Connecting Neural Models Latent Geometries with Relative Geodesic Representations
Hanlin Yu, Berfin Inal, Georgios Arvanitidis, Soren Hauberg, Francesco Locatello, Marco Fumero
TL;DR
The authors address how independently trained neural models on similar data instantiate the same latent manifold by leveraging a pullback metric to define relative geodesic representations. They introduce an efficient geodesic-energy proxy based on straight-line latent paths and explore two principled metric choices (classifier logits and Diet-based instance discrimination) to pull back intrinsic geometry. Across autoencoders and vision foundation models, they demonstrate improved retrieval and zero-shot stitching performance, and show strong identifiability in multimodal settings. This geometrically grounded approach enables scalable, task-relevant alignment of diverse models with minimal supervision.
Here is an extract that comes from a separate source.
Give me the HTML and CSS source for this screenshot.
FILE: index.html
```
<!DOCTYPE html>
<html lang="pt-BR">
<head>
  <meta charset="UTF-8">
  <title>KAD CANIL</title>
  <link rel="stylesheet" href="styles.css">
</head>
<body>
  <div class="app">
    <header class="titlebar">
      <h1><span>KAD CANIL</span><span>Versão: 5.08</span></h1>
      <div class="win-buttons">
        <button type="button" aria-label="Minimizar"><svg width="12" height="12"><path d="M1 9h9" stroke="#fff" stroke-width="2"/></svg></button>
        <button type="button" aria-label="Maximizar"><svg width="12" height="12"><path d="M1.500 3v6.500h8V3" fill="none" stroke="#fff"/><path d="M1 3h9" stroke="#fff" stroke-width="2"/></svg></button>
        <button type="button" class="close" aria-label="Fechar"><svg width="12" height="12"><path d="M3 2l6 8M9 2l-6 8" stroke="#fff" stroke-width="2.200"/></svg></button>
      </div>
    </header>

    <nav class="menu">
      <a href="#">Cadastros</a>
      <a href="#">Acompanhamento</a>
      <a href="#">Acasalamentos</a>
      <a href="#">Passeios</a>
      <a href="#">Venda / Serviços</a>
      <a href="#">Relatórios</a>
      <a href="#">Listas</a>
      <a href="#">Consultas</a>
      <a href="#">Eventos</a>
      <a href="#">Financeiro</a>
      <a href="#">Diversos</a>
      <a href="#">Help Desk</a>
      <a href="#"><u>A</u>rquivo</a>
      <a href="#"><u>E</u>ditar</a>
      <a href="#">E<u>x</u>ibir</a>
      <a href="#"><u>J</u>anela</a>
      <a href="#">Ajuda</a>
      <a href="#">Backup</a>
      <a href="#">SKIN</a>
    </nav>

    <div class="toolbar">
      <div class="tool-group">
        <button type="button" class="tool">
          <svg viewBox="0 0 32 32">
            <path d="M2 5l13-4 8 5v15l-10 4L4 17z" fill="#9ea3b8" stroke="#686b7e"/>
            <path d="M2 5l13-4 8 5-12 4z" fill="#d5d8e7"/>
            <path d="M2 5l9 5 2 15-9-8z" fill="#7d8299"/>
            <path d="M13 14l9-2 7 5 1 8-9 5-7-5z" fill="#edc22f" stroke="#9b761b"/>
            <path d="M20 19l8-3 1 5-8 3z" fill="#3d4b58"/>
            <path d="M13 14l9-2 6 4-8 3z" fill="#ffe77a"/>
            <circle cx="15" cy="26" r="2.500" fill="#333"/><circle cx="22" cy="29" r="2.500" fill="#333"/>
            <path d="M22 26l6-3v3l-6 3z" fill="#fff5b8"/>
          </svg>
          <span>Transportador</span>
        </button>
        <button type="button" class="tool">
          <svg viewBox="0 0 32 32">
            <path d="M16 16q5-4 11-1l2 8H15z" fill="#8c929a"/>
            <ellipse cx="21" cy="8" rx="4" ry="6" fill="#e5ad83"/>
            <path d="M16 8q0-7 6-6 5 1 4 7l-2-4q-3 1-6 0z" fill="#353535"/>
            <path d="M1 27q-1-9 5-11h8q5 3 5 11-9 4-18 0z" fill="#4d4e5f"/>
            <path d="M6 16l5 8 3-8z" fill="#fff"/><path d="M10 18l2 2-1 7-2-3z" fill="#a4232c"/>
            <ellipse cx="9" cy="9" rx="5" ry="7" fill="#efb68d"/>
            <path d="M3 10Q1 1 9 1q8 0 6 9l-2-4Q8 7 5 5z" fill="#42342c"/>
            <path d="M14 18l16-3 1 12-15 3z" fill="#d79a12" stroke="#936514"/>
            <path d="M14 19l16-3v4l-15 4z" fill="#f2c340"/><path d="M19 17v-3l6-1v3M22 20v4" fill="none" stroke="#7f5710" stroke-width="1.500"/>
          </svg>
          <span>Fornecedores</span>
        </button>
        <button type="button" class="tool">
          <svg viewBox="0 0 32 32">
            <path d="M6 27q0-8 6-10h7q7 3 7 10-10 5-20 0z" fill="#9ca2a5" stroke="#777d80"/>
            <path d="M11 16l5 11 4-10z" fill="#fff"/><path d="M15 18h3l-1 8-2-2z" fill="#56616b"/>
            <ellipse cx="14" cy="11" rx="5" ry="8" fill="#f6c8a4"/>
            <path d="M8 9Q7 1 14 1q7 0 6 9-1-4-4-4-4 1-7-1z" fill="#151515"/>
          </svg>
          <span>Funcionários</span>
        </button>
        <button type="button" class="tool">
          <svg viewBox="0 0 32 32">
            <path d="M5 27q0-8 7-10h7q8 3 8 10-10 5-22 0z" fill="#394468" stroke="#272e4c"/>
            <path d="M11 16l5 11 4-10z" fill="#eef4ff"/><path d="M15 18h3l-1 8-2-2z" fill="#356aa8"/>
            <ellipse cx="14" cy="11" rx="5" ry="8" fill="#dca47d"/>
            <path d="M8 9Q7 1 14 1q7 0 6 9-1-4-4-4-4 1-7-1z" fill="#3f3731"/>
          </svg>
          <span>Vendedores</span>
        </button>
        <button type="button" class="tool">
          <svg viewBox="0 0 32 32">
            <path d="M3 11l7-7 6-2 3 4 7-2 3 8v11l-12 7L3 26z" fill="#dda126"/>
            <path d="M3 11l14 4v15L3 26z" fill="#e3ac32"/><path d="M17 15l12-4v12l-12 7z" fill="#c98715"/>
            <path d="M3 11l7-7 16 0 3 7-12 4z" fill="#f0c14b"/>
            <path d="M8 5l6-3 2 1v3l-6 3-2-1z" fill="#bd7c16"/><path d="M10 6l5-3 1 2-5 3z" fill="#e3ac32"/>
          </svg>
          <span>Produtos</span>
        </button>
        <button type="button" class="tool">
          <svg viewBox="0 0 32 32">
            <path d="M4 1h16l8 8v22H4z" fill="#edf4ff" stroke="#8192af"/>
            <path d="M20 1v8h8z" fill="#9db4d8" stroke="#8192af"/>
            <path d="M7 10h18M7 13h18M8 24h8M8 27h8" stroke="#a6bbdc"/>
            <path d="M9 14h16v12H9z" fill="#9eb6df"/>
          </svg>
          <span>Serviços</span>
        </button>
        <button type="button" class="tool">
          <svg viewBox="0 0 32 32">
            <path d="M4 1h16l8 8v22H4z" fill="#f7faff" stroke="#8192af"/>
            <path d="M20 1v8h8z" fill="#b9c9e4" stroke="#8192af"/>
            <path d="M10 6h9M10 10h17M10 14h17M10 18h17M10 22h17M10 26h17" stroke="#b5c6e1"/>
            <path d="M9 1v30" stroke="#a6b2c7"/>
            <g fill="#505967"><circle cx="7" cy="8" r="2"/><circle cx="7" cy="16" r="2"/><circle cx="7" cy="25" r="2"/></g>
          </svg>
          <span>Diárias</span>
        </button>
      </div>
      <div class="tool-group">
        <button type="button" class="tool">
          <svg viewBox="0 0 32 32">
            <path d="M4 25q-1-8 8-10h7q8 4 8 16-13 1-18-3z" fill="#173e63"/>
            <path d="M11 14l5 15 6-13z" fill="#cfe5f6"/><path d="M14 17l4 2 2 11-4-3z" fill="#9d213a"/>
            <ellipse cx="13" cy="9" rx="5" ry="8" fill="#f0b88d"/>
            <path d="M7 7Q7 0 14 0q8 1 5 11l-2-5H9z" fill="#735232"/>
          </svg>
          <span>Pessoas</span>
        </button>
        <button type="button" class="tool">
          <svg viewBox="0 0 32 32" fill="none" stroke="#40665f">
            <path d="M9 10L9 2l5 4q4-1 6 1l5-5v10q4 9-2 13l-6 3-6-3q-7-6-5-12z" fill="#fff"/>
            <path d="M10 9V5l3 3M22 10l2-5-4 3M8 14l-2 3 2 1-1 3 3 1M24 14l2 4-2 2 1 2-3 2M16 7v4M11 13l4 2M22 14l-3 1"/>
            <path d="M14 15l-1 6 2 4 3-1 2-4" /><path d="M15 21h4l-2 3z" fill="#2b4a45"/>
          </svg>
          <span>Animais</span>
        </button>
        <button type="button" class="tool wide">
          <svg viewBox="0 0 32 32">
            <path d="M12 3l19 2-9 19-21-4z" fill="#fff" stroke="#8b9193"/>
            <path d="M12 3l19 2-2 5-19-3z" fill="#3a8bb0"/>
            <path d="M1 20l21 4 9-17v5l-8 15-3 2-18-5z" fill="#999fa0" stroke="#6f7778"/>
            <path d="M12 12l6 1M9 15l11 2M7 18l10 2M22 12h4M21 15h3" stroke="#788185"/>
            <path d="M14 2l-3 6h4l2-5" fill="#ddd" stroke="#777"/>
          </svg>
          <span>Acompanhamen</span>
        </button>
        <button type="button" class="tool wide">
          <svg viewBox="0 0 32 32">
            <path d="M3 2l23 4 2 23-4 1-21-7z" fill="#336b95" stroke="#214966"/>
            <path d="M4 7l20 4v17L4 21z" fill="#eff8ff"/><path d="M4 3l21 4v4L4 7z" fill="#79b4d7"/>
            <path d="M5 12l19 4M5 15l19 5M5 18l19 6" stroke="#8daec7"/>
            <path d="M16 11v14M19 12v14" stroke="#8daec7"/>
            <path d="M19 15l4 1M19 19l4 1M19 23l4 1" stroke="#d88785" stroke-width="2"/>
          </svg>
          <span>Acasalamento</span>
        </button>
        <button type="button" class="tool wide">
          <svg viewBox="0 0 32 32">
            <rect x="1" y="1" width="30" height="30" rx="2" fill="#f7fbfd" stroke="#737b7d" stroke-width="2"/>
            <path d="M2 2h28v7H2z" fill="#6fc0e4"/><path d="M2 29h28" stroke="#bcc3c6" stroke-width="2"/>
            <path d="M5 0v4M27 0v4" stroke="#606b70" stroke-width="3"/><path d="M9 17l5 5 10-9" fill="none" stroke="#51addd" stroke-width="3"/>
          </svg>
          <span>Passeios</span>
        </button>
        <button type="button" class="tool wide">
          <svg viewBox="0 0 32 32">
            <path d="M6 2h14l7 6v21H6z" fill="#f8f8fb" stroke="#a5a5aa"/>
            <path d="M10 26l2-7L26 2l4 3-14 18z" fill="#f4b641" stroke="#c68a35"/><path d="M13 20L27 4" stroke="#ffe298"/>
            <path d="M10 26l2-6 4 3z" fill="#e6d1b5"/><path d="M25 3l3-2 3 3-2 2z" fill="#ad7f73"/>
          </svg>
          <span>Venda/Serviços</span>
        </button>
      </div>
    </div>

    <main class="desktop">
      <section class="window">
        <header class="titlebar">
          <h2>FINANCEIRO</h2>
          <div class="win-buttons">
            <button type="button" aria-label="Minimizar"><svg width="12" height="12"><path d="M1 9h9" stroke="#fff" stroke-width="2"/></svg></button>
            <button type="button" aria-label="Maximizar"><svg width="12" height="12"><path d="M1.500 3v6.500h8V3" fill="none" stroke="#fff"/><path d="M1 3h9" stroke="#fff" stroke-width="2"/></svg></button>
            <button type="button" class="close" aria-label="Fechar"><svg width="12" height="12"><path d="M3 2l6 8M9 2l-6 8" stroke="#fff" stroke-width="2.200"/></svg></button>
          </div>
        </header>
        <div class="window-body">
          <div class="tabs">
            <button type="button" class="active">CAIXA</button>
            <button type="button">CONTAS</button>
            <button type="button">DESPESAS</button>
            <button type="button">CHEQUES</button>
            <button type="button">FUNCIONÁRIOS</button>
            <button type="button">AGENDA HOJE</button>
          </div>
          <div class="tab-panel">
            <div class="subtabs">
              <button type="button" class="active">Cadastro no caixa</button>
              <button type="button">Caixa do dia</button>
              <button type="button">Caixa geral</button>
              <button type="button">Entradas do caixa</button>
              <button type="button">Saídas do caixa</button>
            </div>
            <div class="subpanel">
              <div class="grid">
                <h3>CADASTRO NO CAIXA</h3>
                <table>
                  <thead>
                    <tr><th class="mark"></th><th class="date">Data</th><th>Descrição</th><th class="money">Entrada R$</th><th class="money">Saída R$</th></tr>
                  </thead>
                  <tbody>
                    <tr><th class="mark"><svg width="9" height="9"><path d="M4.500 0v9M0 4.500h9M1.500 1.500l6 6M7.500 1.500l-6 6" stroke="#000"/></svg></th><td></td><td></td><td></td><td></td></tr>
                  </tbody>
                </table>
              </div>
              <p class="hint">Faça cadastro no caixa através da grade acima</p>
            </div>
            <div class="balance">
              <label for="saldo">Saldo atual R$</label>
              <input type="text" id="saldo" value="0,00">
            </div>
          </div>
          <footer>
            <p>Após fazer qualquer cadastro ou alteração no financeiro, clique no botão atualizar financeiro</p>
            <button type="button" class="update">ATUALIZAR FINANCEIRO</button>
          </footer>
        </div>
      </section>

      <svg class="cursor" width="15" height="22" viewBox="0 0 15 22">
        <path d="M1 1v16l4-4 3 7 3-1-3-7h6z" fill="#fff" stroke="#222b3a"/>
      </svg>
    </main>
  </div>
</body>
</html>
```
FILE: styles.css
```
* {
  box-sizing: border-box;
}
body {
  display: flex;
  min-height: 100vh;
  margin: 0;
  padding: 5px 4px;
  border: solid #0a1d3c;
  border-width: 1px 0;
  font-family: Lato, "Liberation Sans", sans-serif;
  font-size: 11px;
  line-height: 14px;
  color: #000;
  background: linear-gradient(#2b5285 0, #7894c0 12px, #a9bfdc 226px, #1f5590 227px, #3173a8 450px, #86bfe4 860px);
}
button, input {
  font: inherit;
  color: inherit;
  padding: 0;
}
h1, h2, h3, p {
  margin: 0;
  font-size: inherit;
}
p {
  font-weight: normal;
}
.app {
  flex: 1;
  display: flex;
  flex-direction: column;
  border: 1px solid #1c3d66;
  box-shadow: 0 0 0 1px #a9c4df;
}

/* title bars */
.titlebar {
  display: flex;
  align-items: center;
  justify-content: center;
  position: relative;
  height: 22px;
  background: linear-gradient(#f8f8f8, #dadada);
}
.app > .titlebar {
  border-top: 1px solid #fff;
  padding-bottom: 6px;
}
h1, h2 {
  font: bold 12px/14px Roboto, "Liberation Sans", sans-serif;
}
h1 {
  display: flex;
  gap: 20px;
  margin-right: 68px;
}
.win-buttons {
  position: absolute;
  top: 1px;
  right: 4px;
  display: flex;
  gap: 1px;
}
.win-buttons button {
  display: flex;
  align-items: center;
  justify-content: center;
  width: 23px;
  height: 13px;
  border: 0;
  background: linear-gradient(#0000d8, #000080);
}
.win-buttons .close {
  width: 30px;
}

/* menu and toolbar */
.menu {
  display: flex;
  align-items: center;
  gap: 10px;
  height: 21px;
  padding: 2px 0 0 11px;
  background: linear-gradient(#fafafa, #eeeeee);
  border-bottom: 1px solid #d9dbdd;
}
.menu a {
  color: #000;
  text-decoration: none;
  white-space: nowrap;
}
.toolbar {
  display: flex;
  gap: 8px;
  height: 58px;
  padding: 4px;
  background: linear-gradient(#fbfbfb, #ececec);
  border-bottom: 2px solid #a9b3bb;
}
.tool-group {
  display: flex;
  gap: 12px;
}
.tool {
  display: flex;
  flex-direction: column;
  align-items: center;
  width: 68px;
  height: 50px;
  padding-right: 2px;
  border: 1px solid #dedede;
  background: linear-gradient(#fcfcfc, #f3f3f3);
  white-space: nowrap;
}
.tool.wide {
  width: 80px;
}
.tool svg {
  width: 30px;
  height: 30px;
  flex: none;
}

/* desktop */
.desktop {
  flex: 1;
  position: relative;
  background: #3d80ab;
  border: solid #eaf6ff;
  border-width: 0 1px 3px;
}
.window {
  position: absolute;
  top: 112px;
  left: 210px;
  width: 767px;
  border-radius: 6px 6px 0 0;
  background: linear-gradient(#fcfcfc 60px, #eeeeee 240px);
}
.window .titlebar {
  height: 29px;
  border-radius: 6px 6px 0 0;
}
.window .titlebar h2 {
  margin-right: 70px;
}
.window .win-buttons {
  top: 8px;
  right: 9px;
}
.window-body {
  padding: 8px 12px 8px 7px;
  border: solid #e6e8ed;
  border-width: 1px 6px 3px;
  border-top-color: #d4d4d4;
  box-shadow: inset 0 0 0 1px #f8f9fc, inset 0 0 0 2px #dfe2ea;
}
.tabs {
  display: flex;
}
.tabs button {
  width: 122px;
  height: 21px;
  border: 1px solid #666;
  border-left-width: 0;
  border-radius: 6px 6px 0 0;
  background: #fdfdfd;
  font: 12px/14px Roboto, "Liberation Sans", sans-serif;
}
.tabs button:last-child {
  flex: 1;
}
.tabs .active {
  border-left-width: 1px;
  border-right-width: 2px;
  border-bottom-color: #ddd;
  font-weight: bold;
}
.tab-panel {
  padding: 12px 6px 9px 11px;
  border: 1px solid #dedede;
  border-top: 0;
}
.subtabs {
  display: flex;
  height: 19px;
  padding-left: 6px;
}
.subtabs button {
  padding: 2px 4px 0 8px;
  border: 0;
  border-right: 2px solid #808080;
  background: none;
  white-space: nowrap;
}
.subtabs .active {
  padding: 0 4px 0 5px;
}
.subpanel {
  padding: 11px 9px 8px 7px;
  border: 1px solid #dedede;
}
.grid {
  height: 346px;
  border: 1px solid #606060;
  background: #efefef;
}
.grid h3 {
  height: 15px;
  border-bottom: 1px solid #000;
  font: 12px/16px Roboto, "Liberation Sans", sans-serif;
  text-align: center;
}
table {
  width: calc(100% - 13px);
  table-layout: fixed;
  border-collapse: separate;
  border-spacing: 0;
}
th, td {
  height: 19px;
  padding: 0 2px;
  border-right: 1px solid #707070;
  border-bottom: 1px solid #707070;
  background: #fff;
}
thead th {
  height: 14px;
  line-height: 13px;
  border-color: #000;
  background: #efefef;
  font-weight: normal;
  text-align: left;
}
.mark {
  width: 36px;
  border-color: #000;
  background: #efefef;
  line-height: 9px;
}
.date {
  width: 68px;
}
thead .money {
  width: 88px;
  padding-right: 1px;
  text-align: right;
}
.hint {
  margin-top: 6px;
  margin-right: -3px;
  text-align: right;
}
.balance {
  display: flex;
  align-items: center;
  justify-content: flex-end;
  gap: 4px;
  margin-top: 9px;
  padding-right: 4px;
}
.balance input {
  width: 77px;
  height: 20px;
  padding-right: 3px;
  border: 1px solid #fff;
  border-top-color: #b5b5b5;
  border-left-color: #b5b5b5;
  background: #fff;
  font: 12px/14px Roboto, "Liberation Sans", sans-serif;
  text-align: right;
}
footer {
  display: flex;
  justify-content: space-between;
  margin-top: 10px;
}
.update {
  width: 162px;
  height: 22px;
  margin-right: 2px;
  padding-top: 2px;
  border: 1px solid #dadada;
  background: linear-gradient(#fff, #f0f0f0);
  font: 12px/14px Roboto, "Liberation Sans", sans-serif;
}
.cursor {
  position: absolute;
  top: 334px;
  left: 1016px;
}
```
It offers a principled path toward robust cross-model communication and modular integration in large AI systems.
Abstract
Neural models learn representations of high-dimensional data on low-dimensional manifolds. Multiple factors, including stochasticities in the training process, model architectures, and additional inductive biases, may induce different representations, even when learning the same task on the same data. However, it has recently been shown that when a latent structure is shared between distinct latent spaces, relative distances between representations can be preserved, up to distortions. Building on this idea, we demonstrate that exploiting the differential-geometric structure of latent spaces of neural models, it is possible to capture precisely the transformations between representational spaces trained on similar data distributions. Specifically, we assume that distinct neural models parametrize approximately the same underlying manifold, and introduce a representation based on the pullback metric that captures the intrinsic structure of the latent space, while scaling efficiently to large models. We validate experimentally our method on model stitching and retrieval tasks, covering autoencoders and vision foundation discriminative models, across diverse architectures, datasets, and pretraining schemes.